To be done: Pull each line containing "this" out of the data and copy it.

○ ○ ○ ○ ○ ○ ○

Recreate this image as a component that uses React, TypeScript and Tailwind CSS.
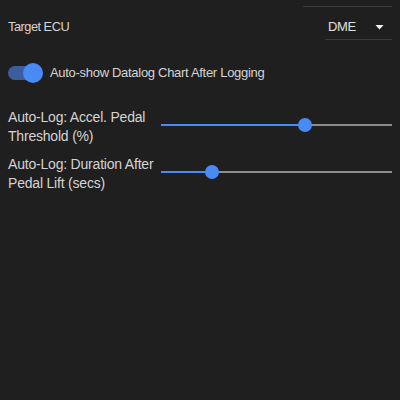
import React from "react";

const sliders = [
  { label: "Auto-Log: Accel. Pedal Threshold (%)", pct: 62.3 },
  { label: "Auto-Log: Duration After Pedal Lift (secs)", pct: 22 },
];

function Slider({ pct }: { pct: number }) {
  return (
    <div className="relative flex-1 h-[14px] flex items-center">
      <div className="w-full h-[2px] bg-[#8c8c8c] flex">
        <div className="h-full bg-[#4a8af4]" style={{ width: `${pct}%` }} />
      </div>
      <div
        className="absolute top-0 w-[14px] h-[14px] -ml-[7px] rounded-full bg-[#4a8af4]"
        style={{ left: `${pct}%` }}
      />
    </div>
  );
}

export default function App() {
  return (
    <div
      className="w-[400px] h-[400px] bg-[#1f1f1f] text-[#d4d4d4] px-2"
      style={{ fontFamily: '"Liberation Sans", Arial, sans-serif' }}
    >
      {/* Target ECU row */}
      <div className="flex justify-between pt-[6px] text-[13px] tracking-[-0.3px]">
        <div className="pt-[11px] leading-[20px] text-[12.8px] tracking-[-0.5px]">Target ECU</div>
        <div className="w-[89px] border-t border-[#3c3c3c] flex justify-end">
          <div className="w-[67px] h-[33px] pt-[10px] pl-[3px] pr-[8px] border-b border-[#3c3c3c] flex justify-between">
            <span className="leading-[20px] text-[#e0e0e0]">DME</span>
            <svg width="9" height="20" viewBox="0 0 9 20">
              <path d="M0.5 8 L8.5 8 L4.5 12.5 Z" fill="#f0f0f0" />
            </svg>
          </div>
        </div>
      </div>

      {/* toggle */}
      <div className="flex items-center mt-[23px] h-[20px] text-[13px] tracking-[-0.3px]">
        <div className="relative w-[34px] h-[14px] rounded-full bg-[#3d5d9e]">
          <div className="absolute -top-[3px] left-[15px] w-[20px] h-[20px] rounded-full bg-[#4a8af4]" />
        </div>
        <span className="ml-[8px] leading-[20px]">Auto-show Datalog Chart After Logging</span>
      </div>

      {/* sliders */}
      <div className="mt-[25px] flex flex-col gap-[9px] text-[14px] tracking-[-0.2px]">
        {sliders.map((s) => (
          <div key={s.label} className="flex items-center">
            <div className="w-[150px] leading-[19px]">{s.label}</div>
            <div className="flex-1 flex ml-[3px] -mt-[5px]">
              <Slider pct={s.pct} />
            </div>
          </div>
        ))}
      </div>
    </div>
  );
}
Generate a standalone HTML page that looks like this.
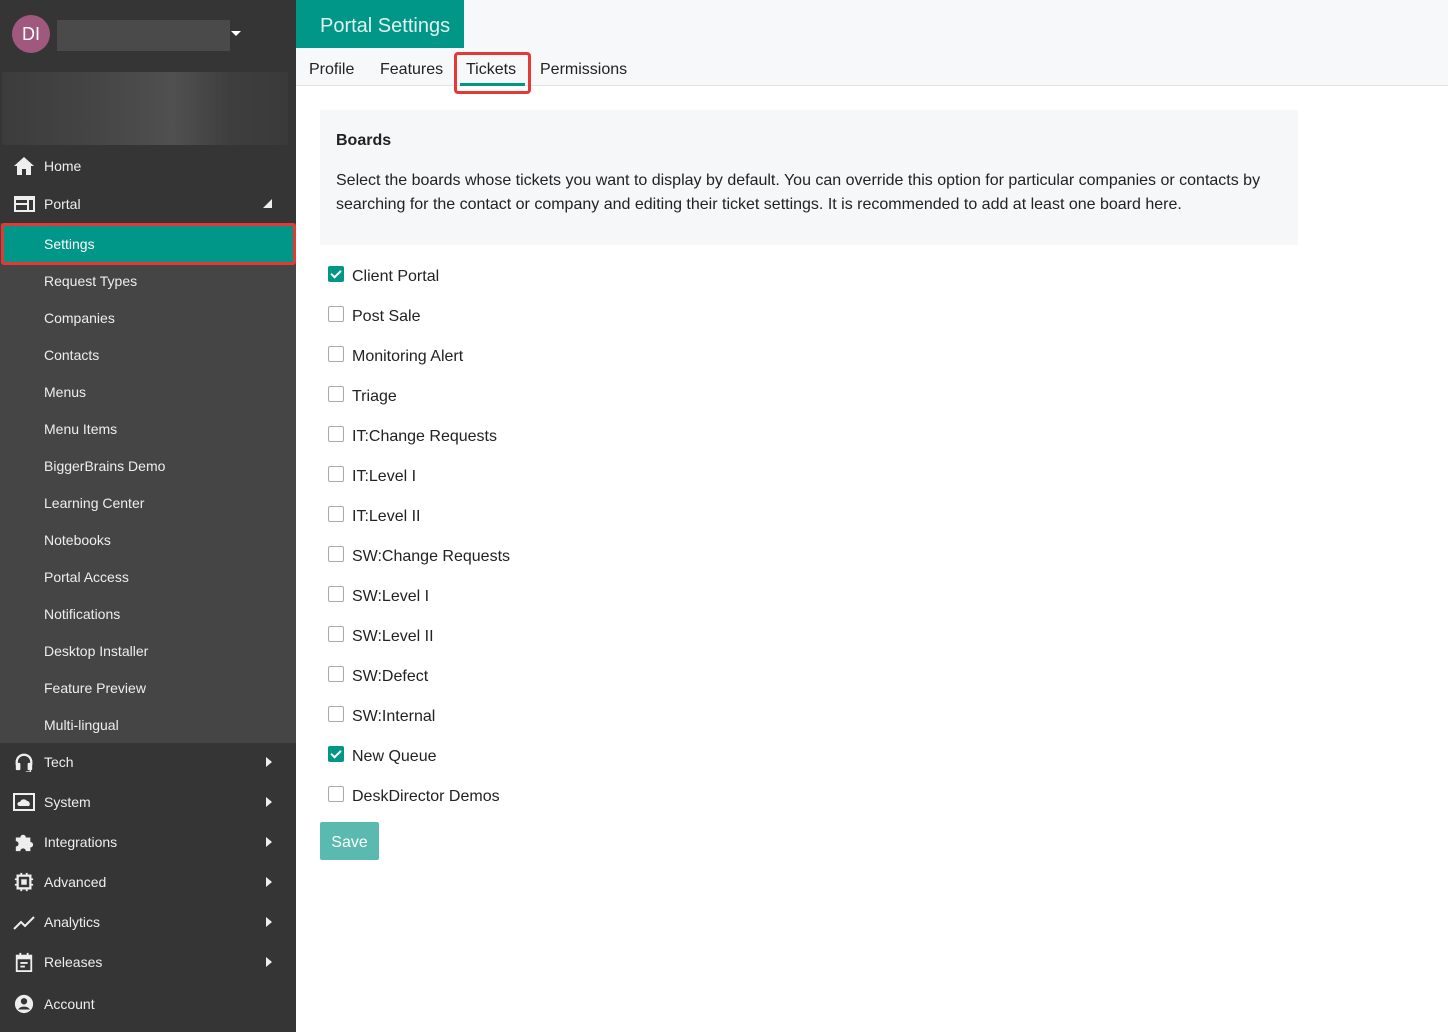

○ ○ ○ ○ ○ ○ ○

Final result:
Recreate this image as a component that uses React, TypeScript and Tailwind CSS.
Generate a standalone HTML page that looks like this.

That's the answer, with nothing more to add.